### Written instruction
Each line of the material below that holds the word "image" needs to be copied.

### Data shown
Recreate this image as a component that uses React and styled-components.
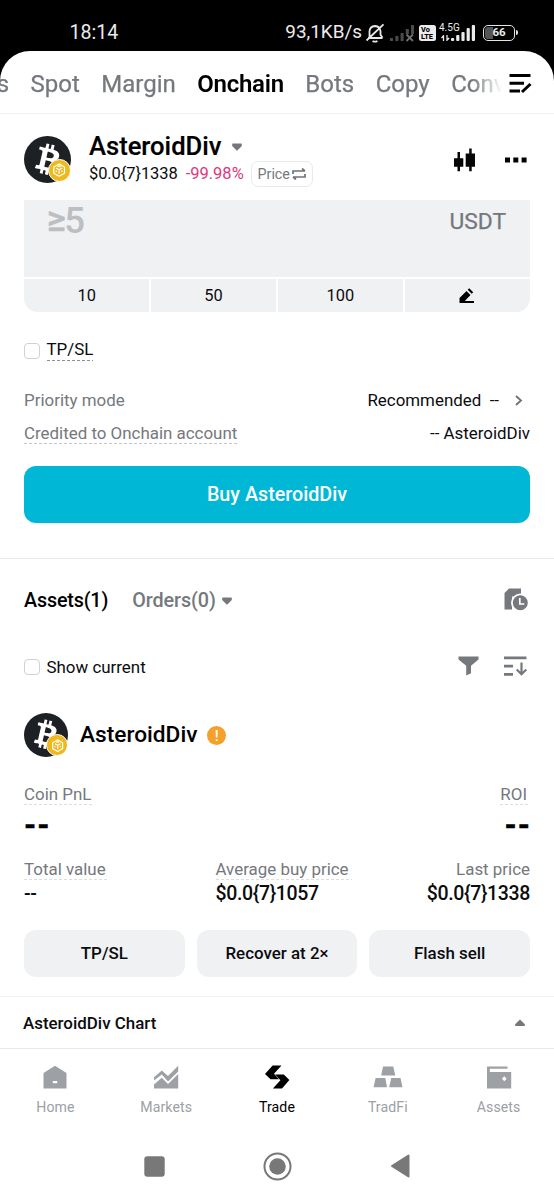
import React from "react";
import styled, { createGlobalStyle } from "styled-components";
import { FaBtc } from "react-icons/fa";

const Global = createGlobalStyle`
  * { box-sizing: border-box; }
  body { margin: 0; background: #fff; }
  button { font: inherit; border: 0; padding: 0; margin: 0; color: inherit; background: none; }
  svg { display: block; flex: none; }
`;

const GREY = "#75787d";
const INK = "#0b0c0e";

const Screen = styled.div`
  width: 554px;
  height: 1200px;
  overflow: hidden;
  display: flex;
  flex-direction: column;
  background: #000;
  color: ${INK};
  font-family: Roboto, "Liberation Sans", sans-serif;
  font-size: 16.92px;
  line-height: 1;
  white-space: nowrap;
`;

/* ---------- status bar ---------- */
const StatusBar = styled.header`
  height: 51px;
  flex: none;
  display: flex;
  align-items: center;
  padding: 14px 36px 0 69.5px;
  color: #ececec;
  font-size: 18.9px;
`;
const Clock = styled.span`
  flex: 1;
  font-size: 19.6px;
`;
const StatusIcons = styled.div`
  display: flex;
  align-items: center;
`;
const BellOff = styled.svg`
  margin-left: 3px;
`;
const NoSignal = styled.svg`
  margin-left: 5px;
`;
const VoLte = styled.div`
  width: 17px;
  height: 16px;
  margin: 0 3px 0 4px;
  border-radius: 2.5px;
  background: #ececec;
  color: #000;
  font-size: 7.4px;
  font-weight: 800;
  line-height: 7px;
  padding: 1px 0 0 2px;
`;
const Network = styled.div`
  display: flex;
  align-items: flex-end;
  height: 19px;
`;
const NetworkLabel = styled.div`
  display: flex;
  flex-direction: column;
  justify-content: space-between;
  height: 18px;
  width: 12px;
  margin-bottom: 1px;
  font-size: 10px;
  line-height: 9px;
  svg { margin-left: 2px; }
`;
const Battery = styled.div`
  width: 32px;
  height: 16px;
  margin-left: 7px;
  border: 1.6px solid #e4e4e4;
  border-radius: 5px;
  font-size: 11.5px;
  font-weight: 700;
  display: flex;
  align-items: center;
  justify-content: center;
  background: linear-gradient(90deg, #555 0 9px, #000 9px);
  background-clip: content-box;
  padding: 1px;
`;
const BatteryNub = styled.div`
  width: 2px;
  height: 5px;
  margin-left: 1px;
  background: #e4e4e4;
  border-radius: 0 2px 2px 0;
`;

/* ---------- sheet and tabs ---------- */
const Sheet = styled.div`
  flex: 1;
  display: flex;
  flex-direction: column;
  background: #fff;
  border-radius: 30px 30px 0 0;
`;
const TabBar = styled.nav`
  height: 63px;
  display: flex;
  align-items: center;
  padding: 3px 22px 0 0;
  border-bottom: 1px solid #efeff1;
  font-size: 24px;
`;
const TabList = styled.div`
  flex: 1;
  min-width: 0;
  display: flex;
  gap: 21.5px;
  margin-left: -3.3px;
  overflow: hidden;
  line-height: 32px;
  mask-image: linear-gradient(90deg, #000 475px, transparent 505px);
`;
const Tab = styled.span`
  flex: none;
  color: ${(p) => (p.$active ? "#000" : GREY)};
  font-weight: ${(p) => (p.$active ? 600 : 400)};
  letter-spacing: ${(p) => (p.$active ? "-0.28px" : "0")};
  -webkit-text-stroke: ${(p) => (p.$active ? "0" : "0.25px")};
`;

/* ---------- token header ---------- */
const TokenHeader = styled.section`
  height: 86px;
  display: flex;
  align-items: center;
  padding: 5px 27px 0 24px;
`;
const Logo = styled.div`
  position: relative;
  flex: none;
  width: ${(p) => p.$size}px;
  height: ${(p) => p.$size}px;
  border-radius: 50%;
  background: #1d2025;
  color: #fff;
  display: flex;
  align-items: center;
  justify-content: center;
  > svg { transform: translateX(1px) rotate(13deg); }
`;
const LogoBadge = styled.div`
  position: absolute;
  right: 0;
  bottom: 1px;
  width: 49%;
  height: 49%;
  border-radius: 50%;
  background: #efb81c;
  border: 1.3px solid #fff;
  display: flex;
  align-items: center;
  justify-content: center;
`;
const TokenInfo = styled.div`
  flex: 1;
  margin-left: 18px;
`;
const TokenName = styled.h1`
  margin: 0;
  height: 29px;
  display: flex;
  align-items: center;
  gap: 10px;
  font-size: 25.6px;
  font-weight: 500;
  color: #000;
  -webkit-text-stroke: 0.2px;
`;
const PriceLine = styled.div`
  display: flex;
  align-items: center;
  height: 26px;
  font-size: 16.5px;
`;
const Price = styled.span`
  letter-spacing: -0.1px;
`;
const Change = styled.span`
  margin-left: 8px;
  color: #e0377c;
`;
const PriceChip = styled.button`
  height: 26px;
  width: 62px;
  margin-left: 7px;
  border: 1.5px solid #e9e9eb;
  border-radius: 7px;
  display: flex;
  align-items: center;
  justify-content: center;
  gap: 2px;
  font-size: 14.3px;
  color: ${GREY};
`;
const HeaderIcons = styled.div`
  display: flex;
  align-items: center;
  gap: 30.5px;
`;

/* ---------- order form ---------- */
const Form = styled.section`
  padding: 0 24px;
  height: 359px;
  border-bottom: 1px solid #e8e9eb;
`;
const AmountBox = styled.div`
  height: 77px;
  display: flex;
  justify-content: space-between;
  padding: 0 24px 0 23px;
  background: #f0f1f3;
`;
const AmountHint = styled.div`
  display: flex;
  color: #bcbec1;
  font-size: 36.5px;
  line-height: 41px;
  font-weight: 500;
  span { font-size: 36px; line-height: 38px; margin-right: -1.5px; -webkit-text-stroke: 0.6px; }
`;
const Currency = styled.div`
  color: ${GREY};
  font-size: 22.8px;
  line-height: 44px;
  -webkit-text-stroke: 0.25px;
`;
const Presets = styled.div`
  margin-top: 2px;
  height: 33px;
  display: grid;
  grid-template-columns: repeat(4, 1fr);
  gap: 1.5px;
  border-radius: 0 0 14px 14px;
  overflow: hidden;
`;
const Preset = styled.button`
  background: #f0f1f3;
  display: flex;
  align-items: center;
  justify-content: center;
  padding-top: 1px;
  font-size: 16.4px;
`;
const CheckRow = styled.label`
  display: flex;
  align-items: center;
  gap: 6.5px;
`;
const Checkbox = styled.span`
  width: 16px;
  height: 16px;
  border: 1.4px solid #cfd0d3;
  border-radius: 4px;
`;
const Hint = styled.span`
  display: inline-block;
  height: ${(p) => p.$h || 22}px;
  line-height: ${(p) => p.$lh || 22}px;
  padding-right: ${(p) => p.$extra || 0}px;
  background: repeating-linear-gradient(90deg, ${(p) => p.$line || "#dcdddf"} 0 3px, transparent 3px 5px) bottom left / 100% 1px no-repeat;
`;
const TpSlRow = styled(CheckRow)`
  height: 21px;
  margin-top: 28px;
`;
const Row = styled.div`
  display: flex;
  align-items: center;
  justify-content: space-between;
  height: 33px;
`;
const Rows = styled.div`
  margin-top: 23px;
`;
const Label = styled.span`
  color: ${GREY};
`;
const Value = styled.span`
  display: flex;
  align-items: center;
`;
const Chevron = styled.svg`
  margin: 0 7px 0 16px;
`;
const BuyButton = styled.button`
  display: block;
  width: 100%;
  height: 56.5px;
  margin-top: 16px;
  padding-top: 1.5px;
  border-radius: 12px;
  background: #00b8d6;
  color: #fff;
  font-size: 19.74px;
  font-weight: 500;
`;

/* ---------- assets ---------- */
const Assets = styled.section`
  padding: 0 24px;
  height: 437px;
`;
const AssetTabs = styled.div`
  display: flex;
  align-items: center;
  height: 40px;
  padding-top: 2px;
  margin-top: 21px;
  font-size: 19.74px;
  font-weight: 500;
`;
const AssetTab = styled.span`
  display: flex;
  align-items: center;
  gap: 6px;
  margin-right: 24px;
  letter-spacing: ${(p) => (p.$active ? "-0.17px" : "-0.05px")};
  color: ${(p) => (p.$active ? "#000" : GREY)};
`;
const Spacer = styled.div`
  flex: 1;
`;
const HistoryIcon = styled.svg`
  margin: -3px 2.5px 0 0;
`;
const FilterRow = styled.div`
  display: flex;
  align-items: center;
  height: 30px;
  margin-top: 32px;
`;
const FilterIcons = styled.div`
  display: flex;
  gap: 25px;
  margin: -2px 3px 0 auto;
`;
const AssetHead = styled.div`
  display: flex;
  align-items: center;
  height: 44px;
  margin-top: 31px;
  color: #000;
  font-size: 22.7px;
  font-weight: 500;
`;
const AssetName = styled.span`
  margin: 0 9.5px 0 12px;
`;
const Warning = styled.span`
  width: 19.5px;
  height: 19.5px;
  margin-top: 1px;
  border-radius: 50%;
  background: #f5a028;
  color: #fff;
  font-size: 15px;
  line-height: 20px;
  text-align: center;
`;
const StatRow = styled.div`
  display: grid;
  grid-template-columns: ${(p) => p.$columns};
  margin-top: ${(p) => p.$top}px;
`;
const Stat = styled.div`
  display: flex;
  flex-direction: column;
  align-items: ${(p) => (p.$end ? "flex-end" : "flex-start")};
`;
const BigValue = styled.div`
  height: 41px;
  line-height: 40px;
  margin-right: -1px;
  font-size: 29px;
  font-weight: 800;
  letter-spacing: 1px;
  color: #000;
  -webkit-text-stroke: 0.6px;
`;
const SmallValue = styled.div`
  height: 25px;
  line-height: 27px;
  font-size: 19.5px;
  font-weight: 500;
  letter-spacing: -0.35px;
`;
const Actions = styled.div`
  display: grid;
  grid-template-columns: repeat(3, 1fr);
  gap: 12px;
  margin-top: 25px;
`;
const Action = styled.button`
  height: 47px;
  border-radius: 12px;
  background: #f0f1f3;
  font-weight: 500;
`;

/* ---------- bottom ---------- */
const ChartBar = styled.section`
  height: 53px;
  display: flex;
  align-items: center;
  justify-content: space-between;
  padding: 1px 29px 0 23px;
  border-top: 1px solid #f0f0f2;
  border-bottom: 1px solid #e9e9eb;
  font-weight: 500;
`;
const BottomNav = styled.nav`
  height: 83px;
  display: grid;
  grid-template-columns: repeat(5, 1fr);
`;
const NavItem = styled.div`
  display: flex;
  flex-direction: column;
  align-items: center;
  padding-top: 15px;
  gap: 10px;
  color: ${(p) => (p.$active ? "#000" : "#9da0a4")};
  font-size: 14.1px;
  letter-spacing: 0.1px;
`;
const SystemNav = styled.div`
  display: flex;
  align-items: center;
  justify-content: center;
  height: 68px;
  padding-right: 1px;
  gap: 98px;
`;

const Down = () => (
  <svg width="10" height="8" viewBox="0 0 10 8">
    <path d="M.8.5h8.4q.6 0 .6.6V3L5.600 7.300q-.6.5-1.200 0L.2 3V1.100Q.2.5.8.5Z" fill="#74777b" />
  </svg>
);
const Bars = ({ color, heights }) => (
  <svg width="25" height="18" viewBox="0 0 25 18" fill={color}>
    {heights.map((h, i) => (
      <rect key={i} x={i * 5.2} y={17 - h} width="3.2" height={h} rx="1" />
    ))}
  </svg>
);

function TokenLogo({ size }) {
  return (
    <Logo $size={size}>
      <FaBtc size={size * 0.66} />
      <LogoBadge>
        <svg width="68%" height="68%" viewBox="0 0 16 16" fill="none" stroke="#fff" strokeWidth="1.4">
          <path d="M8 1l6 3.500v7L8 15l-6-3.500v-7Z" />
          <path d="M4.600 5.600 8 7.600l3.400-2M8 7.500v4.500M4.800 8.300v1.700M11.200 8.300v1.700M6.200 4.100 8 3.300l1.800.8" />
        </svg>
      </LogoBadge>
    </Logo>
  );
}

const navItems = [
  ["Home", <path key="h" d="M12 .7 23.500 8v15.600H.5V8ZM9.800 16v2.200h4.400V16Z" fillRule="evenodd" />],
  [
    "Markets",
    <g key="m">
      <path d="m0 12.200 7.800-6.600L14 11 24.200.8v5.600L14 16.500 7.800 9.600 0 15.600Z" />
      <path d="m0 19.500 7.800-6.800 6.200 6.300L24.200 9v14.600H0Z" />
    </g>,
  ],
  [
    "Trade",
    <g key="t">
      <path d="M7.600.5H16.500L9 8.800 14 14.200H5.500L0 8.900Z" />
      <path d="M17 23.600H7.900L15.400 15.200 10.200 9.500H18.800L24.400 15Z" />
    </g>,
  ],
  ["TradFi", <path key="f" d="M7 1.500h10.300l2 9H5.200ZM-.4 13H9.300l1.700 9.200H-2.400ZM15.200 13H24.500l2 9.200H13.200Z" />],
  [
    "Assets",
    <path key="a" d="M0 1.500h20.500v2.200H2.800v3.200h21.400v16.700H0ZM17.300 11.200 15 13.700l2.300 2.500 2.300-2.500Z" fillRule="evenodd" />,
  ],
];

export default function App() {
  return (
    <Screen>
      <Global />
      <StatusBar>
        <Clock>18:14</Clock>
        <StatusIcons>
          <span>93,1KB/s</span>
          <BellOff width="20" height="20" viewBox="0 0 20 20" fill="none" stroke="#e8e8e8" strokeWidth="1.8">
            <path d="M3 15h14.500M4.500 14.500V8.300Q4.800 3.400 10 3q5.200.4 5.500 5.300v3.400l2 3.100M18.500 1.300 1.500 17.500M7.600 17.900q2.400 1.600 4.800 0" />
          </BellOff>
          <NoSignal width="25" height="18" viewBox="0 0 25 18" fill="#4b4b4b">
            <path d="M0 14h3v3H0zM5.400 12h3v5h-3zM10.600 9h3v8h-3zM15.800 5h3v5h-3zM21 1h3v9h-3z" />
            <path d="m16.500 10.500 6.500 6.500M23 10.500l-6.500 6.500" stroke="#707070" strokeWidth="1.8" />
          </NoSignal>
          <VoLte>Vo<br />LTE</VoLte>
          <Network>
            <NetworkLabel>
              4.5G
              <svg width="9" height="6" viewBox="0 0 9 6" stroke="#e8e8e8" strokeWidth="1.3" fill="none">
                <path d="M2.500 6V.8L.5 3M6 0v5.200L8.200 3" />
              </svg>
            </NetworkLabel>
            <Bars color="#ececec" heights={[3, 6, 9, 13, 16]} />
          </Network>
          <Battery>66</Battery>
          <BatteryNub />
        </StatusIcons>
      </StatusBar>

      <Sheet>
        <TabBar>
          <TabList>
            <Tab>s</Tab>
            <Tab>Spot</Tab>
            <Tab>Margin</Tab>
            <Tab $active>Onchain</Tab>
            <Tab>Bots</Tab>
            <Tab>Copy</Tab>
            <Tab>Conv</Tab>
          </TabList>
          <svg width="23" height="20" viewBox="0 0 23 20" stroke="#000" strokeWidth="3" fill="none">
            <path d="M.5 1.500h21M.5 9.300H15M.5 17.100H11M13 18l8.500-8" />
          </svg>
        </TabBar>

        <TokenHeader>
          <TokenLogo size={47} />
          <TokenInfo>
            <TokenName>AsteroidDiv <Down /></TokenName>
            <PriceLine>
              <Price>$0.0{"{7}"}1338</Price>
              <Change>-99.98%</Change>
              <PriceChip>
                Price
                <svg width="14" height="12" viewBox="0 0 14 12" fill="none" stroke="#6f7276" strokeWidth="1.700">
                  <path d="M1 6V3h12M10 .5 13 3M13 6v3H1M4 11.500 1 9" />
                </svg>
              </PriceChip>
            </PriceLine>
          </TokenInfo>
          <HeaderIcons>
            <svg width="21" height="24" viewBox="0 0 21 24" fill="#050607">
              <path d="M0 10.200h3.500V4H6v6.200h3.300v8.600H6v4.500H3.500v-4.500H0ZM11.700 5.400h3.500V.5h2.500v4.900H21v13.400h-3.300v4.500h-2.500v-4.500h-3.500Z" />
            </svg>
            <svg width="22" height="6" viewBox="0 0 22 6">
              <path d="M0 .5h5v5H0zM8.300.5h5v5h-5zM16.600.5h5v5h-5z" />
            </svg>
          </HeaderIcons>
        </TokenHeader>

        <Form>
          <AmountBox>
            <AmountHint><span>≥</span>5</AmountHint>
            <Currency>USDT</Currency>
          </AmountBox>
          <Presets>
            <Preset>10</Preset>
            <Preset>50</Preset>
            <Preset>100</Preset>
            <Preset>
              <svg width="16" height="16" viewBox="0 0 16 16">
                <path d="M.5 10 7.500 3 11.500 7 5.800 13H15v2H.5ZM8.700 1.800 10.200.3 14.200 4.300 12.700 5.800Z" />
              </svg>
            </Preset>
          </Presets>
          <TpSlRow>
            <Checkbox />
            <Hint $h={21} $lh={19} $line="#8d9094">TP/SL</Hint>
          </TpSlRow>
          <Rows>
            <Row>
              <Label>Priority mode</Label>
              <Value>
                Recommended&nbsp; --
                <Chevron width="8" height="11" viewBox="0 0 8 11" fill="none" stroke="#6d7074" strokeWidth="1.800">
                  <path d="m1 1 5 4.500-5 4.500" />
                </Chevron>
              </Value>
            </Row>
            <Row>
              <Label><Hint $h={21} $lh={21} $line="#c4c6c9">Credited to Onchain account</Hint></Label>
              <Value>-- AsteroidDiv</Value>
            </Row>
          </Rows>
          <BuyButton>Buy AsteroidDiv</BuyButton>
        </Form>

        <Assets>
          <AssetTabs>
            <AssetTab $active>Assets(1)</AssetTab>
            <AssetTab>Orders(0) <Down /></AssetTab>
            <Spacer />
            <HistoryIcon width="24" height="23" viewBox="0 0 24 23">
              <path d="M5 .5h12v8H8v13H.5V5Z" fill={GREY} />
              <circle cx="16.300" cy="14.800" r="9.300" fill="#fff" />
              <circle cx="16.300" cy="14.800" r="7.500" fill={GREY} />
              <path d="M15.800 10v6h4.500" stroke="#fff" strokeWidth="1.700" fill="none" />
            </HistoryIcon>
          </AssetTabs>
          <FilterRow>
            <CheckRow><Checkbox />Show current</CheckRow>
            <FilterIcons>
              <svg width="21" height="20" viewBox="0 0 21 20" fill={GREY}>
                <path d="M.5.500h20v3L13 9.800v7.500l-4.800 2.200V9.800L.5 3.500Z" />
              </svg>
              <svg width="23" height="20" viewBox="0 0 23 20" fill="none" stroke={GREY} strokeWidth="2.700">
                <path d="M0 1.800h22.500M0 10.200h9M0 18.300h9" />
                <path d="M17.500 6.500v11.500M12.700 13.500l4.800 4.700 4.800-4.700" strokeWidth="2.200" />
              </svg>
            </FilterIcons>
          </FilterRow>
          <AssetHead>
            <TokenLogo size={44} />
            <AssetName>AsteroidDiv</AssetName>
            <Warning>!</Warning>
          </AssetHead>
          <StatRow $top={26} $columns="1fr 1fr">
            <Stat><Label><Hint $extra={3}>Coin PnL</Hint></Label><BigValue>--</BigValue></Stat>
            <Stat $end><Label><Hint $extra={3}>ROI</Hint></Label><BigValue>--</BigValue></Stat>
          </StatRow>
          <StatRow $top={12} $columns="191.5px 1fr 1fr">
            <Stat><Label><Hint $extra={3}>Total value</Hint></Label><SmallValue>--</SmallValue></Stat>
            <Stat><Label><Hint $extra={3}>Average buy price</Hint></Label><SmallValue>$0.0{"{7}"}1057</SmallValue></Stat>
            <Stat $end><Label><Hint $line="transparent">Last price</Hint></Label><SmallValue>$0.0{"{7}"}1338</SmallValue></Stat>
          </StatRow>
          <Actions>
            <Action>TP/SL</Action>
            <Action>Recover at 2×</Action>
            <Action>Flash sell</Action>
          </Actions>
        </Assets>

        <ChartBar>
          AsteroidDiv Chart
          <svg width="10" height="8" viewBox="0 0 10 8">
            <path d="M5 .5 9.800 5.200V7H.2V5.200Z" fill="#74777b" />
          </svg>
        </ChartBar>

        <BottomNav>
          {navItems.map(([label, icon]) => (
            <NavItem key={label} $active={label === "Trade"}>
              <svg width="30" height="26" viewBox="-3 -1 30 26" fill="currentColor">{icon}</svg>
              {label}
            </NavItem>
          ))}
        </BottomNav>

        <SystemNav>
          <svg width="21" height="21" viewBox="0 0 21 21"><rect x=".3" y=".3" width="20.400" height="20.400" rx="3" fill="#787878" /></svg>
          <svg width="29" height="29" viewBox="0 0 29 29">
            <circle cx="14.500" cy="14.500" r="13" fill="none" stroke="#787878" strokeWidth="2" />
            <circle cx="14.500" cy="14.500" r="8.300" fill="#787878" />
          </svg>
          <svg width="20" height="24" viewBox="0 0 20 24"><path d="M18.500 1.500v21L2 12Z" fill="#787878" stroke="#787878" strokeWidth="2" strokeLinejoin="round" /></svg>
        </SystemNav>
      </Sheet>
    </Screen>
  );
}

### Written solution
Recreate this image as a component that uses React and styled-components.
  mask-image: linear-gradient(90deg, #000 475px, transparent 505px);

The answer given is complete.